> _Given task_: Using the listing below, select the lines with the word "that" and copy them.

> _Data lines_:
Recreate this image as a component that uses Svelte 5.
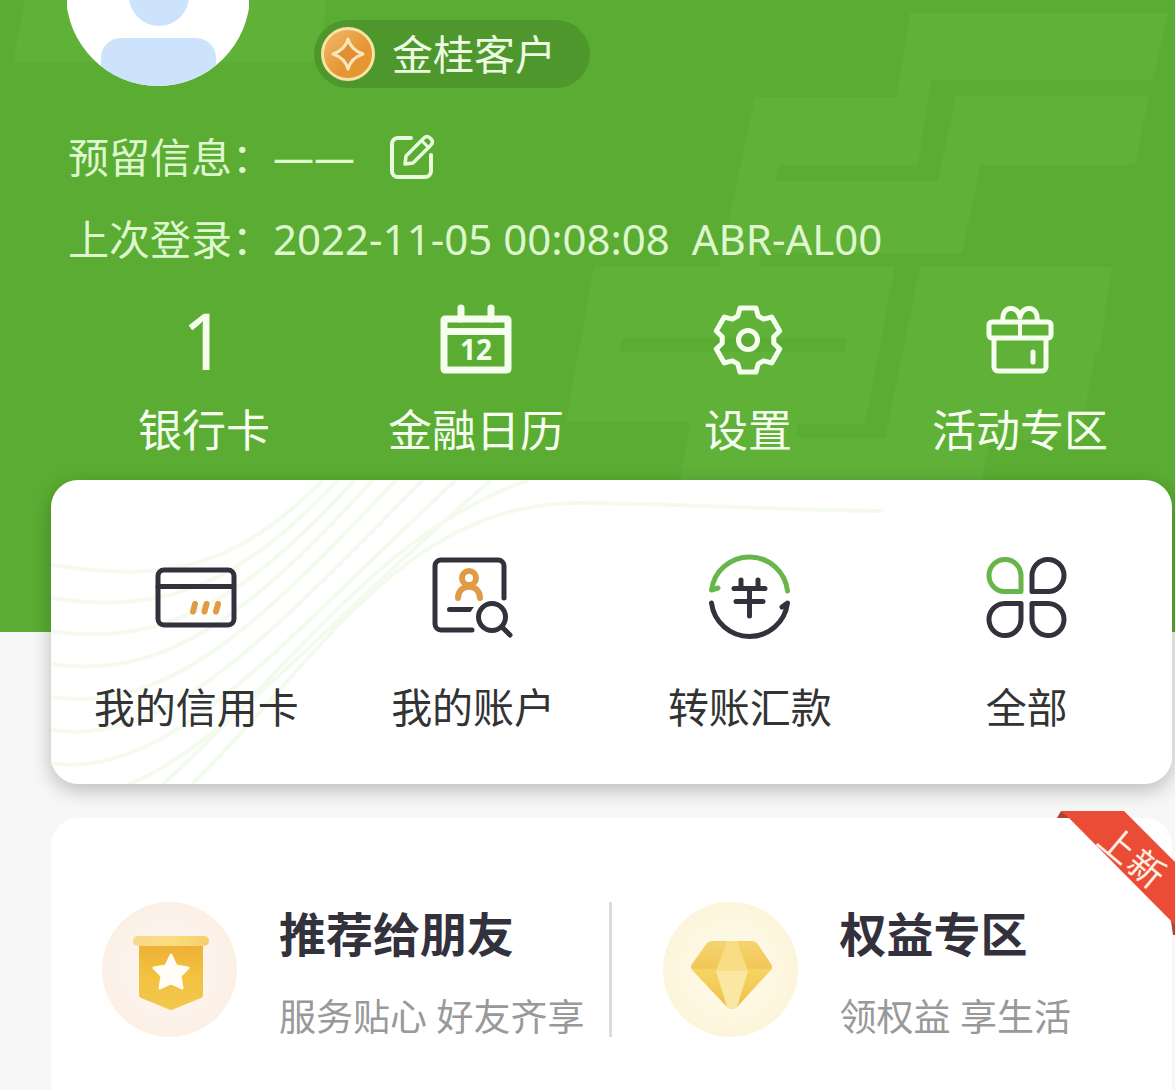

---

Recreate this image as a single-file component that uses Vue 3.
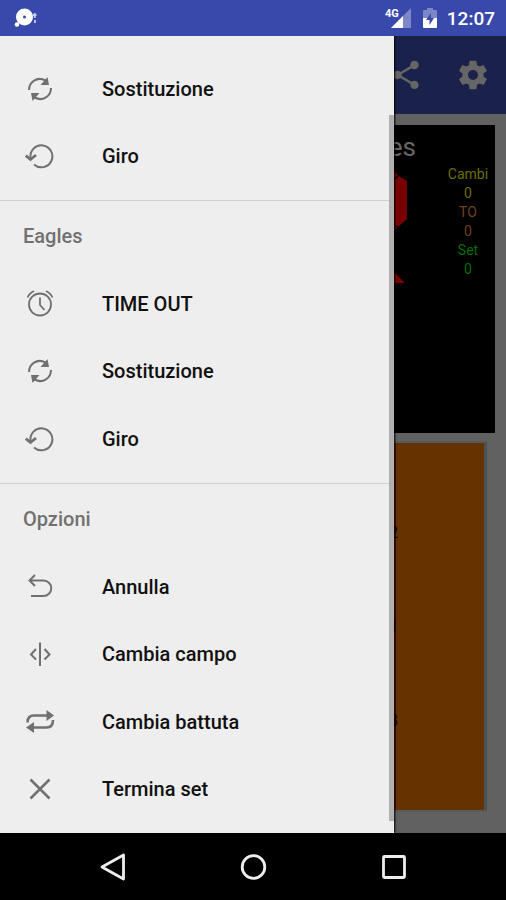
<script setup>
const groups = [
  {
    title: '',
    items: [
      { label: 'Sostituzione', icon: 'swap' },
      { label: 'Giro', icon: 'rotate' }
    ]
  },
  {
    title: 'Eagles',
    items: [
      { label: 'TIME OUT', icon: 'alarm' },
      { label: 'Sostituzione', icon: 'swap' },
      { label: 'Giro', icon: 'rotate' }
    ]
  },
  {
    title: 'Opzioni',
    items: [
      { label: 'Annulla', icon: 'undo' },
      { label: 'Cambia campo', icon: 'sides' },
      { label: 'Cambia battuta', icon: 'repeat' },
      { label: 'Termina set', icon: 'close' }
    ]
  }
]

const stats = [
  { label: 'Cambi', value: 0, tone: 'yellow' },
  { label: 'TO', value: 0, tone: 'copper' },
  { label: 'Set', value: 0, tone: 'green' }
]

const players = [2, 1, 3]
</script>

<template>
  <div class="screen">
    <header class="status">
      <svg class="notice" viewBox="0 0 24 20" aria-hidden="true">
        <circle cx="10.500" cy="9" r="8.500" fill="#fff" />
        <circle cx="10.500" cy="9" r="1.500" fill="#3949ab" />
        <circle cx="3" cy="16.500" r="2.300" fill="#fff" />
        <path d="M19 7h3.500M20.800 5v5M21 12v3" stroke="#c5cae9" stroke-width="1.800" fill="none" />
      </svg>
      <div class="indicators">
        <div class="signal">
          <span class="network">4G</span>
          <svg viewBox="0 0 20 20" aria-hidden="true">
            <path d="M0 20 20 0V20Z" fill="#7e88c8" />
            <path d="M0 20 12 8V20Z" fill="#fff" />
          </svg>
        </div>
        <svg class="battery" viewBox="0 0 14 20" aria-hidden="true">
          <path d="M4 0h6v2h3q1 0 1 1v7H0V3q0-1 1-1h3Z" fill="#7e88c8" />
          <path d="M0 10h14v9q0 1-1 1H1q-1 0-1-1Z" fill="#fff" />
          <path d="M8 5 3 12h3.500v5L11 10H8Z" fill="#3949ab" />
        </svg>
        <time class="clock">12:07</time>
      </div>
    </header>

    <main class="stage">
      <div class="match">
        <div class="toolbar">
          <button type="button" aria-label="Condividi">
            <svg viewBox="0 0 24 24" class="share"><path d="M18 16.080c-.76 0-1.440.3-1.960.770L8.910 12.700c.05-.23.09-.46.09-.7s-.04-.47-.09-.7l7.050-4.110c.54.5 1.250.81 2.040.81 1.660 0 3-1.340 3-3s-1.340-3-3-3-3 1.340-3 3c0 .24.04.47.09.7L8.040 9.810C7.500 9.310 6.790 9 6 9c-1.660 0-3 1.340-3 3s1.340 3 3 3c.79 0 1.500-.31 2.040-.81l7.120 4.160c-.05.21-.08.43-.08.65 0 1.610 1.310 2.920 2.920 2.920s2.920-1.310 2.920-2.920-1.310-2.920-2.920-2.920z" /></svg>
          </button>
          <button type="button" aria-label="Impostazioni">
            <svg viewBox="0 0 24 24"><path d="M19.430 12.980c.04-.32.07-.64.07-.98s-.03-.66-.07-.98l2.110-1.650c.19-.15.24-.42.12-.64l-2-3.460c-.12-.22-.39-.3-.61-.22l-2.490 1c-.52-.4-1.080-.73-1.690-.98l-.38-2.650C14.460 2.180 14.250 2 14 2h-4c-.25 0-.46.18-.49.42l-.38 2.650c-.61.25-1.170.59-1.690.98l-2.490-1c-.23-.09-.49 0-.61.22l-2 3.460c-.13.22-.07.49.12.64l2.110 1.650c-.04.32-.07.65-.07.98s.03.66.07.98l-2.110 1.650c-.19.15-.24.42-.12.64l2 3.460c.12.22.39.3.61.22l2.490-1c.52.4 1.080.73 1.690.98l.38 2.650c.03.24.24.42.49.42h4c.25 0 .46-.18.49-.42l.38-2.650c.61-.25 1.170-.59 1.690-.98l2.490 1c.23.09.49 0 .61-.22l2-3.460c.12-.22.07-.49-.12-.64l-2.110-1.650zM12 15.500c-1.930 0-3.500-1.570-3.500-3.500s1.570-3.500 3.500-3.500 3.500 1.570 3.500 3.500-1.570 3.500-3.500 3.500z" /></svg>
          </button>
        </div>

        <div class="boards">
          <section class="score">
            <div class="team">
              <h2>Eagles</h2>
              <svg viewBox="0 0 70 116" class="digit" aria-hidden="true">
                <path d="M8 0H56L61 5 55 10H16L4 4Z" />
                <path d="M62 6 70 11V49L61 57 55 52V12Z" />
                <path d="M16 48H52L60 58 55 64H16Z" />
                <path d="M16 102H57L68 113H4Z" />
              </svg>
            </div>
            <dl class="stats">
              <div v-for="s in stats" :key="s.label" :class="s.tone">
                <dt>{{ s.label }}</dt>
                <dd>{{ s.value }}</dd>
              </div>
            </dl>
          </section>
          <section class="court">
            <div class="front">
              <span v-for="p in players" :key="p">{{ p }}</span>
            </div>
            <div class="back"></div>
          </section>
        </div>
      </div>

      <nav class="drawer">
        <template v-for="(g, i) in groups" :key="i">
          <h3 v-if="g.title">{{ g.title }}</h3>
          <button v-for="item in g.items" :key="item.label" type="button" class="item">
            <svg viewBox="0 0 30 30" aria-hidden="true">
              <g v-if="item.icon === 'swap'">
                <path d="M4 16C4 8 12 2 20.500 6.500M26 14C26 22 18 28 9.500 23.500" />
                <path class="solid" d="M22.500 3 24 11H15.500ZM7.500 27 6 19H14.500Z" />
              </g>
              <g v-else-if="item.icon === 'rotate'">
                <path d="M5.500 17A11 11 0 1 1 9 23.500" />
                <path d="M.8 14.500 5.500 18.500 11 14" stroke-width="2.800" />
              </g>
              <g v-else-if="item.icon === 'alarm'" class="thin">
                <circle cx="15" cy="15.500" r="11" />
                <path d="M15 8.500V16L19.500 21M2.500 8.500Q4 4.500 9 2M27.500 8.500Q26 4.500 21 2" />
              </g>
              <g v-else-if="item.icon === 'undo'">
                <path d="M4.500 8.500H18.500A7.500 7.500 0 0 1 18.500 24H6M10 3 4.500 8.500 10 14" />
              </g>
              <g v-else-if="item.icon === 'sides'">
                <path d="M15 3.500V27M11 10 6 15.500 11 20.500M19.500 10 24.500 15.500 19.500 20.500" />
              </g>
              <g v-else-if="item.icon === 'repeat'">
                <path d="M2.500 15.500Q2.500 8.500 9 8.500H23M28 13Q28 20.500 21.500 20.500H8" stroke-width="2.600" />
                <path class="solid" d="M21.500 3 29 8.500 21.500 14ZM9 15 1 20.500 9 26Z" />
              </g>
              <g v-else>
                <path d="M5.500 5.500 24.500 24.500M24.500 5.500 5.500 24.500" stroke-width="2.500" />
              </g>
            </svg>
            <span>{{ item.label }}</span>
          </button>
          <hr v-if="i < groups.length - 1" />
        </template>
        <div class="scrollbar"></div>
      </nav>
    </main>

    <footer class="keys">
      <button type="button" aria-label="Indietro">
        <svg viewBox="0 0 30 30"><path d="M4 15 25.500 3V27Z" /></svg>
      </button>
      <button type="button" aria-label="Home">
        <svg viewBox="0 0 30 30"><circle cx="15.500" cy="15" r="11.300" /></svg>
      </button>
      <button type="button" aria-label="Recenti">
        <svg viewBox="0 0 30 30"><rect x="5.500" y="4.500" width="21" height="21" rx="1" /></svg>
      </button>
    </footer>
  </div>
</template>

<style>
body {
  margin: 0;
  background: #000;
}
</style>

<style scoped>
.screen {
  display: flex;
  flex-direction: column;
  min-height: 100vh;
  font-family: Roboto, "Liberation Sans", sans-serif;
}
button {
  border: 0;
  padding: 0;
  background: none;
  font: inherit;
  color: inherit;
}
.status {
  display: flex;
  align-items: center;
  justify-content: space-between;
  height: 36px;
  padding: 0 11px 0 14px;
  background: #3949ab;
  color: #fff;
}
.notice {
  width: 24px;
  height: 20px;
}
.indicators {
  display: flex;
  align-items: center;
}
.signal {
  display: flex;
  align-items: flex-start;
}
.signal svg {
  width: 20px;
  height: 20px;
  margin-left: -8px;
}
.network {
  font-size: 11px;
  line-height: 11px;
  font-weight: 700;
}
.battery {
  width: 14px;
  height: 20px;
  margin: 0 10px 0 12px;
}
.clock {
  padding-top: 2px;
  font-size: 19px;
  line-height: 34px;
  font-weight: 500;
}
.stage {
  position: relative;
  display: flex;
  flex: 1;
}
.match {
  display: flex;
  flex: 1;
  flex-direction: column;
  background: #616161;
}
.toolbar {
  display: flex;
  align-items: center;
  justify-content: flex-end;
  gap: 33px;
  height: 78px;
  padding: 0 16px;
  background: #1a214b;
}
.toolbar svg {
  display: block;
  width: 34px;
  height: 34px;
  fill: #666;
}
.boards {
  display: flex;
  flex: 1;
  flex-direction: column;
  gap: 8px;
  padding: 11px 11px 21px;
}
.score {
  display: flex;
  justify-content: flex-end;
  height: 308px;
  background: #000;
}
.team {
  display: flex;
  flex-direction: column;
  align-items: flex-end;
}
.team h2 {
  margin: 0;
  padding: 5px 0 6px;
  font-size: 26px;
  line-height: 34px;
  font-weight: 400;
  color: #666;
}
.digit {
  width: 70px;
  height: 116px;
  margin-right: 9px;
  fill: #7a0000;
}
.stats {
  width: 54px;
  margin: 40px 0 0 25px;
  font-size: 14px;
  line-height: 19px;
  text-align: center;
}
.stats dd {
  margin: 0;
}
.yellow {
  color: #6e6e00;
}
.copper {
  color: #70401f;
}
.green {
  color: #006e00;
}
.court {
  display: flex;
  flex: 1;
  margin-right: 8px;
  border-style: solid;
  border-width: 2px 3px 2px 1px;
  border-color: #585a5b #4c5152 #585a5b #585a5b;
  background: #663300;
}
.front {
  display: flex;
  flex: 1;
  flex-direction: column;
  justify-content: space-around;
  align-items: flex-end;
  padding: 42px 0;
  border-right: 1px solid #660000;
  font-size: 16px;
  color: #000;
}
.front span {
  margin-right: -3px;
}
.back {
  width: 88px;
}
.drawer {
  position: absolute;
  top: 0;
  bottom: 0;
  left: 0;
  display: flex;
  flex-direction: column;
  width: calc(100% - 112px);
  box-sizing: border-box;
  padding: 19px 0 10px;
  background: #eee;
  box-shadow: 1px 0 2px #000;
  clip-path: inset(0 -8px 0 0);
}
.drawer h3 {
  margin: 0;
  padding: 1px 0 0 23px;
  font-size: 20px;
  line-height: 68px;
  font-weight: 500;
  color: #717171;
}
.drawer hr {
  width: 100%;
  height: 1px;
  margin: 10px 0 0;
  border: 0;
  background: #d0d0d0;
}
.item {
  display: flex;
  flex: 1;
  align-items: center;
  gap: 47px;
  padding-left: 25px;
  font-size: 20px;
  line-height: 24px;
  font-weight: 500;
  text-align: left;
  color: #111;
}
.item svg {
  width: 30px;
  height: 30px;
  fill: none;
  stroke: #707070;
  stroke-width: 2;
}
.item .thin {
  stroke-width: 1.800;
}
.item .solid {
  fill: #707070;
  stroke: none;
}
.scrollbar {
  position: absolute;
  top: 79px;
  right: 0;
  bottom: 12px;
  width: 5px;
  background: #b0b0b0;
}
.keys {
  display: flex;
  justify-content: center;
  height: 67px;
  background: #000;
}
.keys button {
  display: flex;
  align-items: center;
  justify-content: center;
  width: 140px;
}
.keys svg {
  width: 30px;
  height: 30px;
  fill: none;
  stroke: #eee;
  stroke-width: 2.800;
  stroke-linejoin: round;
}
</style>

> _Exercise result_:
Recreate this image as a component that uses Svelte 5.
Recreate this image as a single-file component that uses Vue 3.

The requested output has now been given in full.